Work required. Do not repeat pictures. Repeat exactly the lines of the listing below from its first line through the line with "ChevronLeft, Eye, Info".

-- begin Recorded data --

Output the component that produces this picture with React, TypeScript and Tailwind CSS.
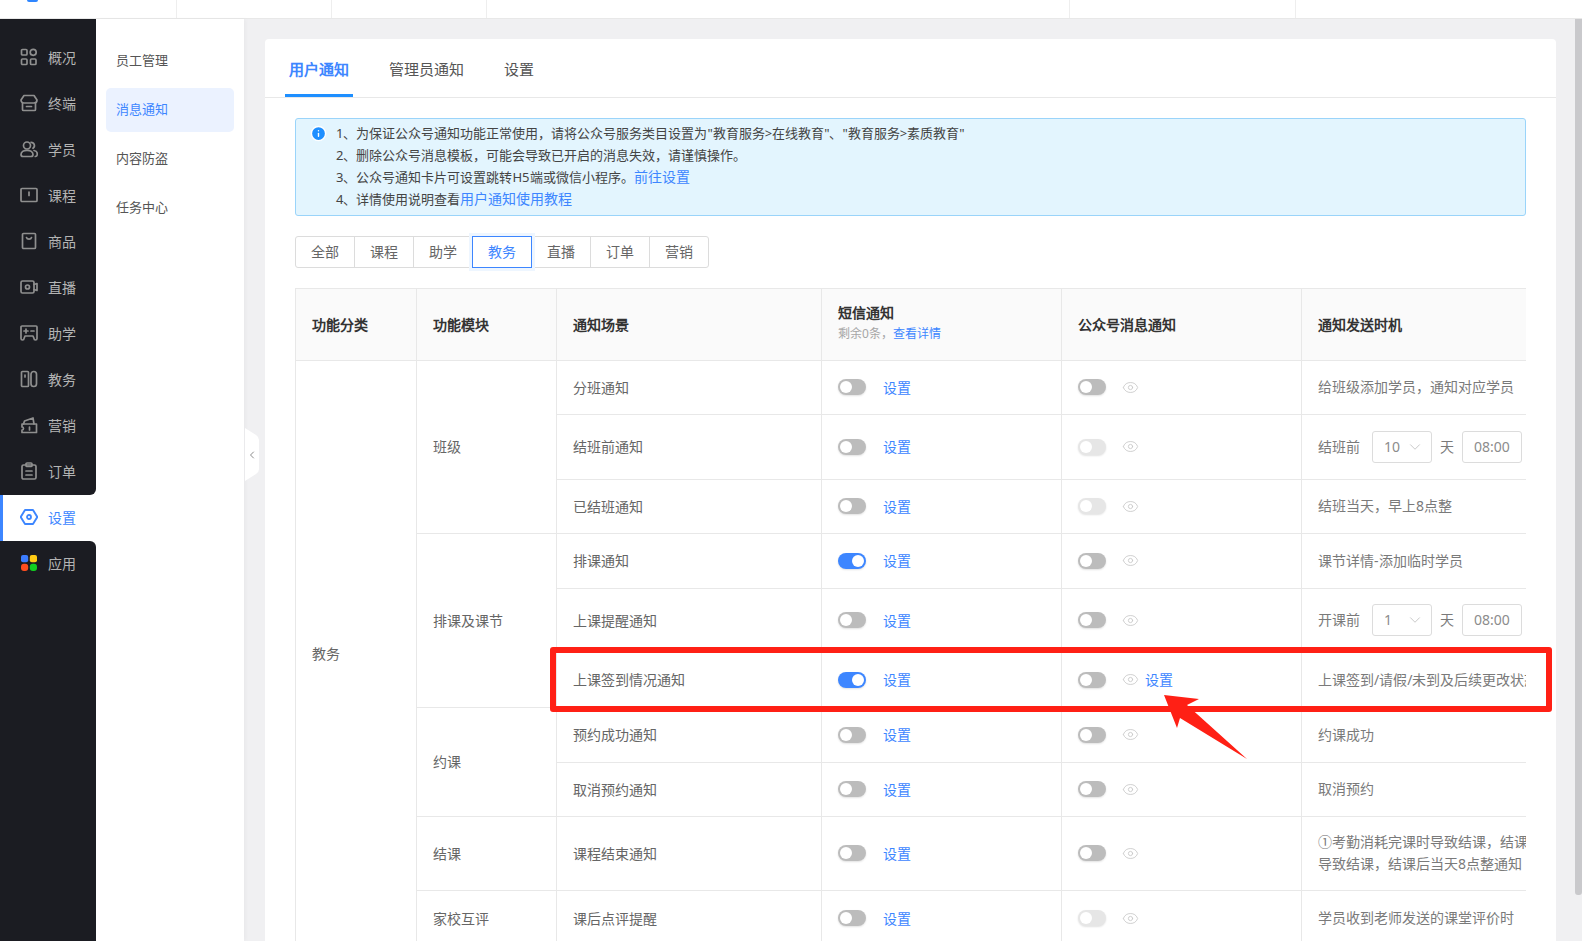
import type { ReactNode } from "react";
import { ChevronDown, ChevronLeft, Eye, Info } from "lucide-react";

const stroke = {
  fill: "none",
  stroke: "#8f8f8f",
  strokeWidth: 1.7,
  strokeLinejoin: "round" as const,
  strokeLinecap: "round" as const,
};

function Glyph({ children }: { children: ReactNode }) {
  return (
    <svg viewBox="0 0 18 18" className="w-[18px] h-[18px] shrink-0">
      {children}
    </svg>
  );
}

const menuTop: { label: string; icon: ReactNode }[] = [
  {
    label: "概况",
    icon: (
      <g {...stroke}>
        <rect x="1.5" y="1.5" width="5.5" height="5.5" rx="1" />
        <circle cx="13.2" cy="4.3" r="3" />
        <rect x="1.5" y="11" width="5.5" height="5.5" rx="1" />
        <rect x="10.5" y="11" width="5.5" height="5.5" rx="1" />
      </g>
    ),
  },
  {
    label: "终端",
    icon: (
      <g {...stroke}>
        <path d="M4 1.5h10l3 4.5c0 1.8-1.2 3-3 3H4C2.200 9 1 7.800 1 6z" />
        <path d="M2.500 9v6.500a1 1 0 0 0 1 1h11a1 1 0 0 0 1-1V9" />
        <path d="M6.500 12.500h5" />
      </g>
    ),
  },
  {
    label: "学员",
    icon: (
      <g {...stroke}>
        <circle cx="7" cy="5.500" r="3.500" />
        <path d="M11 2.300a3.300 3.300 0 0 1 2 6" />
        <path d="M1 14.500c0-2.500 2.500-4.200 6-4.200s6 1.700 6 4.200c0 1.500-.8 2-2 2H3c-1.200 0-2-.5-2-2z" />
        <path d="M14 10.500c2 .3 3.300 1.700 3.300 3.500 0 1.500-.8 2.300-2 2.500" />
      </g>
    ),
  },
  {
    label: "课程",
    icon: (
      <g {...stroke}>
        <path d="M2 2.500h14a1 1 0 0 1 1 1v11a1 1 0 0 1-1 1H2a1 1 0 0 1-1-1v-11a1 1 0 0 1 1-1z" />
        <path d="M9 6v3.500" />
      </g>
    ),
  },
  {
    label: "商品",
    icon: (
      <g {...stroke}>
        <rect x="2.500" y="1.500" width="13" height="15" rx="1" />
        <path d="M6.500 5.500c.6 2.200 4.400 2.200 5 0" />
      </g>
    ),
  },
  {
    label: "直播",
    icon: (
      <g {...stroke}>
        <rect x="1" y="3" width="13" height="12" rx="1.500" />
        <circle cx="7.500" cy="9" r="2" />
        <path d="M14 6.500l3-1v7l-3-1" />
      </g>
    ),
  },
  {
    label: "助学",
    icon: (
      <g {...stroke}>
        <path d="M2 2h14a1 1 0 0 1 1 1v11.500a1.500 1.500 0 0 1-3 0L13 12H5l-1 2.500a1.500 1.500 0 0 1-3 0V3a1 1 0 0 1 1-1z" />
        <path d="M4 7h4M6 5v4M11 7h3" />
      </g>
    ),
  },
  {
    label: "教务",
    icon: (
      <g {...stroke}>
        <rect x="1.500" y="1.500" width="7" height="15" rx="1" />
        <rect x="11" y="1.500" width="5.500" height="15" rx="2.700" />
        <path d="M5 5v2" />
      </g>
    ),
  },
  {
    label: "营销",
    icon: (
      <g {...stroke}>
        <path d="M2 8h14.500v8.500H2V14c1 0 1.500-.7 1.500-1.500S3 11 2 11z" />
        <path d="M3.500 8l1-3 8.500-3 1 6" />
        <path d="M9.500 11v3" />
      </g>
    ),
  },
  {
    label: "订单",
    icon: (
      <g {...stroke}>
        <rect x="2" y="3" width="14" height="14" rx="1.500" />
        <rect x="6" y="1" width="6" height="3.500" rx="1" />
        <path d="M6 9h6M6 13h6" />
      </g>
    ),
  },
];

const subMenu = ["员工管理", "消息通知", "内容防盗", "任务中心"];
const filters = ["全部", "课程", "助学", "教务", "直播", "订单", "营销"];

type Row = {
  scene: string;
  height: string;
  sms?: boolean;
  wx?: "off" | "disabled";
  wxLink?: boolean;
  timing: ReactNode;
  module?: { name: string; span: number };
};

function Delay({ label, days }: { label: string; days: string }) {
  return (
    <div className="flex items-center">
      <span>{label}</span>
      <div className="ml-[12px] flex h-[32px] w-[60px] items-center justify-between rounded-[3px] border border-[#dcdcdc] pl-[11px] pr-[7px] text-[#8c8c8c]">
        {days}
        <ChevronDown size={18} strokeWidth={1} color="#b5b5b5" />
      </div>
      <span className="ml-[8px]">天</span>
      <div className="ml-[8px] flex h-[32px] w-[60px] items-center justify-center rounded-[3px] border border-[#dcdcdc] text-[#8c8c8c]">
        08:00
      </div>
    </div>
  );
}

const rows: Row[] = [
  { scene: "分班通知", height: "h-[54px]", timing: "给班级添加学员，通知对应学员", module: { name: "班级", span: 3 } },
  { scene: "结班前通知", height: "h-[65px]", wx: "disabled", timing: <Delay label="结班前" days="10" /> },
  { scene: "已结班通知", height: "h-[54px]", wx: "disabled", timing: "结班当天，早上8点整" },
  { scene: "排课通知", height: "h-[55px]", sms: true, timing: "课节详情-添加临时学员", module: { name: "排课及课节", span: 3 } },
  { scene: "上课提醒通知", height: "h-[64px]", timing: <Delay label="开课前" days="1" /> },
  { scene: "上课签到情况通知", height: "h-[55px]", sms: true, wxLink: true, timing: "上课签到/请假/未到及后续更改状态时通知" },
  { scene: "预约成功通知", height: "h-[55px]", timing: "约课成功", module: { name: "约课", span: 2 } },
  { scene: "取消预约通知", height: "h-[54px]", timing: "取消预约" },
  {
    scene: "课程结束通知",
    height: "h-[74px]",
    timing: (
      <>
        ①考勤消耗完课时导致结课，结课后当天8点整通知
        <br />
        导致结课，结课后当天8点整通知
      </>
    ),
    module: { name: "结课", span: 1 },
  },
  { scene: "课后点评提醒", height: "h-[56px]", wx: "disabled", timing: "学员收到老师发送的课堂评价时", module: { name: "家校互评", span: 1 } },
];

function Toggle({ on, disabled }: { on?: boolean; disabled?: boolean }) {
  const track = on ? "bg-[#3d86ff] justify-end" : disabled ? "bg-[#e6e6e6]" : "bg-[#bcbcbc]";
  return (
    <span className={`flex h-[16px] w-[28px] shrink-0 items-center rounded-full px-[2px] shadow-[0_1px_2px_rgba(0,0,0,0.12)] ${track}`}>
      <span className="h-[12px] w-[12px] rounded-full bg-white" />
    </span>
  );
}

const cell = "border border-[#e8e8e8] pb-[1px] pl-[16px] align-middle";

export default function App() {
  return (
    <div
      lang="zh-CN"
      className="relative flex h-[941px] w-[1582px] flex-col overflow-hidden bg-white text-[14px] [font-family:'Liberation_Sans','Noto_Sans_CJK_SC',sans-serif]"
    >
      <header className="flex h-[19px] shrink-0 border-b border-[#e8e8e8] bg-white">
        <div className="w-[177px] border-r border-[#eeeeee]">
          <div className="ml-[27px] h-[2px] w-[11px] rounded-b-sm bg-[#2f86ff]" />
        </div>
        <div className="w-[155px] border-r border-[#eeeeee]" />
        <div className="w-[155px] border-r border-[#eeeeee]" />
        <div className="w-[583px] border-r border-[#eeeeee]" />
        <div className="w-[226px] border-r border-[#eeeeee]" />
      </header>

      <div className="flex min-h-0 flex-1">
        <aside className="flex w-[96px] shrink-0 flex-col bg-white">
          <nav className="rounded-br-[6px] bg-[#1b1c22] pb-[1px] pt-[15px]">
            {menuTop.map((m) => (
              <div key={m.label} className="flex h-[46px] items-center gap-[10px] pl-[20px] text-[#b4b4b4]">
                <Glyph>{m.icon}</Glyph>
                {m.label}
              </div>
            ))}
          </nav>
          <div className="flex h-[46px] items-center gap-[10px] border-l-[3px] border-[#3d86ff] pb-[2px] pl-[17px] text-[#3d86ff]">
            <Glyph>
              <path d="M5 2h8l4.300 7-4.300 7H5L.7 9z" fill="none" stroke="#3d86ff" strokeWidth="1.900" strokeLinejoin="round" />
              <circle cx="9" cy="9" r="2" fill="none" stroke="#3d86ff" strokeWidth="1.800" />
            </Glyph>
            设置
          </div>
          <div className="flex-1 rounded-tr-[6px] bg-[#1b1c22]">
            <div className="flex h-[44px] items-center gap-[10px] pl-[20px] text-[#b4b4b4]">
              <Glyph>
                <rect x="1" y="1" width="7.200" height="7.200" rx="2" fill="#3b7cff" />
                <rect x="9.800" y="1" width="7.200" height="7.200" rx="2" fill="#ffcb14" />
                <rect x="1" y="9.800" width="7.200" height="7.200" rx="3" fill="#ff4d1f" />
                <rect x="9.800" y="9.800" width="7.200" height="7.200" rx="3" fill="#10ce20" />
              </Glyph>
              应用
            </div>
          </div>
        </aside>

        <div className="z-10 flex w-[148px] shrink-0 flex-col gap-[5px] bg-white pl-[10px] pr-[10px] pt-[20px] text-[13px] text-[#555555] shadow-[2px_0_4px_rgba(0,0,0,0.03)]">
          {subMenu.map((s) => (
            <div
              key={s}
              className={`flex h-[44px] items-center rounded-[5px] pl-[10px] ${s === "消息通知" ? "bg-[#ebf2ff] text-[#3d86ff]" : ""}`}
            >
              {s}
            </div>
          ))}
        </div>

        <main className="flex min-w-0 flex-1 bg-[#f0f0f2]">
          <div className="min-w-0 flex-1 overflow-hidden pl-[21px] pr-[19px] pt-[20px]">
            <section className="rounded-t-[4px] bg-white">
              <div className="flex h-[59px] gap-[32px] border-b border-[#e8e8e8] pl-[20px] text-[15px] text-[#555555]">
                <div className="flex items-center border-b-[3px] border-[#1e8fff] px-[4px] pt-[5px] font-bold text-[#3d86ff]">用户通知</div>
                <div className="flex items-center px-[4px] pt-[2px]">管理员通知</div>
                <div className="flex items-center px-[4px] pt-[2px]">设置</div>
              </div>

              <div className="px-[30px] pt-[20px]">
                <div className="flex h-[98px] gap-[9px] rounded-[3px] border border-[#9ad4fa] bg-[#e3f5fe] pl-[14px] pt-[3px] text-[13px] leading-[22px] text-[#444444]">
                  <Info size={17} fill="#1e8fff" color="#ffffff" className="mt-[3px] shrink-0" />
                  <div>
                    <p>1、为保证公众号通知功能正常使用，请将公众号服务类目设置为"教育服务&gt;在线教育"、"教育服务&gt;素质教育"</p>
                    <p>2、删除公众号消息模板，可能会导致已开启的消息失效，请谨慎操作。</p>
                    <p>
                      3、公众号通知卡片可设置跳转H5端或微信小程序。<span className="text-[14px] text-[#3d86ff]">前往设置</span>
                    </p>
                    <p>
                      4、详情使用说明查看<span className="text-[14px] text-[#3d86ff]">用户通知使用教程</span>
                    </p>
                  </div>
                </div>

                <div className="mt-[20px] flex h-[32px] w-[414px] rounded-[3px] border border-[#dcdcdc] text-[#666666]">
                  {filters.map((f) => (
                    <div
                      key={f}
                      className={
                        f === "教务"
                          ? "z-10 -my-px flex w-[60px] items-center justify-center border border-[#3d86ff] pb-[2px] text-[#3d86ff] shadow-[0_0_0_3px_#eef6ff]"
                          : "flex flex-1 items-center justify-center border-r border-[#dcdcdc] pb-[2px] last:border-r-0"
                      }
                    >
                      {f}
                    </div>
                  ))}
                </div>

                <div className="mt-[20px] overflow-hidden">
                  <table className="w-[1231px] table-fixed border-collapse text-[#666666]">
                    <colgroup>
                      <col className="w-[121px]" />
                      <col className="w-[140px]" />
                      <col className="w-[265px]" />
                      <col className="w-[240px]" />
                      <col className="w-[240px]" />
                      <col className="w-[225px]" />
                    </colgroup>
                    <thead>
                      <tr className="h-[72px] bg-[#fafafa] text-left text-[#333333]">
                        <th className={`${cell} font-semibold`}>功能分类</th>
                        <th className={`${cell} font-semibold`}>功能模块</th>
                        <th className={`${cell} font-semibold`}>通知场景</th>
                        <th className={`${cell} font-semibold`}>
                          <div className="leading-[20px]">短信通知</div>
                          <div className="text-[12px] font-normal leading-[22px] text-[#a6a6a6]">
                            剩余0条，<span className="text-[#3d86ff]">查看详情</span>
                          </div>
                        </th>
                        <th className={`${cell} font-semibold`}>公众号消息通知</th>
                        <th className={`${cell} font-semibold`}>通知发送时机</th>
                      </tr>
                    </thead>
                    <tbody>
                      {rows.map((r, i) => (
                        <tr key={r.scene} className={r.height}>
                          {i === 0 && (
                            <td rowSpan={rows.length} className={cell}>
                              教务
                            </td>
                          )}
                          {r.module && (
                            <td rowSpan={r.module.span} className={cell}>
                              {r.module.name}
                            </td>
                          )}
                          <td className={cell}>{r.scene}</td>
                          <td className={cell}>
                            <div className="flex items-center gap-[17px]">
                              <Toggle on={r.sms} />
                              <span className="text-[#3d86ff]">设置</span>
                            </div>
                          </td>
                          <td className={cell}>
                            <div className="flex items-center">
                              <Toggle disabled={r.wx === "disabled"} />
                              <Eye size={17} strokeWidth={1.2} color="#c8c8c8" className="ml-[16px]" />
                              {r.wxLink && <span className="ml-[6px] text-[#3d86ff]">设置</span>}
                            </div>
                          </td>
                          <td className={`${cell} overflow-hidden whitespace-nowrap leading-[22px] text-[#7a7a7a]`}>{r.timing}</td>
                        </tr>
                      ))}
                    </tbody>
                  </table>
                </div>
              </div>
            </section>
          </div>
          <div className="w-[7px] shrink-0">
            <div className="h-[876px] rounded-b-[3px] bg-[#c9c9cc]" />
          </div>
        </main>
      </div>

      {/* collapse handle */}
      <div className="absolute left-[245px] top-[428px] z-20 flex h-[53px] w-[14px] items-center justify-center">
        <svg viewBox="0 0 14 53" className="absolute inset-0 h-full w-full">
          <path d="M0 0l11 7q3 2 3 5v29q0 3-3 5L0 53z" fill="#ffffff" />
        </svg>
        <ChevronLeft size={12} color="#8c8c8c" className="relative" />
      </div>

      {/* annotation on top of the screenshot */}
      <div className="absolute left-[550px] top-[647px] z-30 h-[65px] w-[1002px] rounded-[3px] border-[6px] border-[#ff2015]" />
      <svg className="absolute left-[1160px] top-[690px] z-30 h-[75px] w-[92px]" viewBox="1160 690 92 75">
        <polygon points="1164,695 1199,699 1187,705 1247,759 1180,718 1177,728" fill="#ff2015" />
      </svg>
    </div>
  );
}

-- end Recorded data --

Full solution.
Output the component that produces this picture with React, TypeScript and Tailwind CSS.
import type { ReactNode } from "react";
import { ChevronDown, ChevronLeft, Eye, Info } from "lucide-react";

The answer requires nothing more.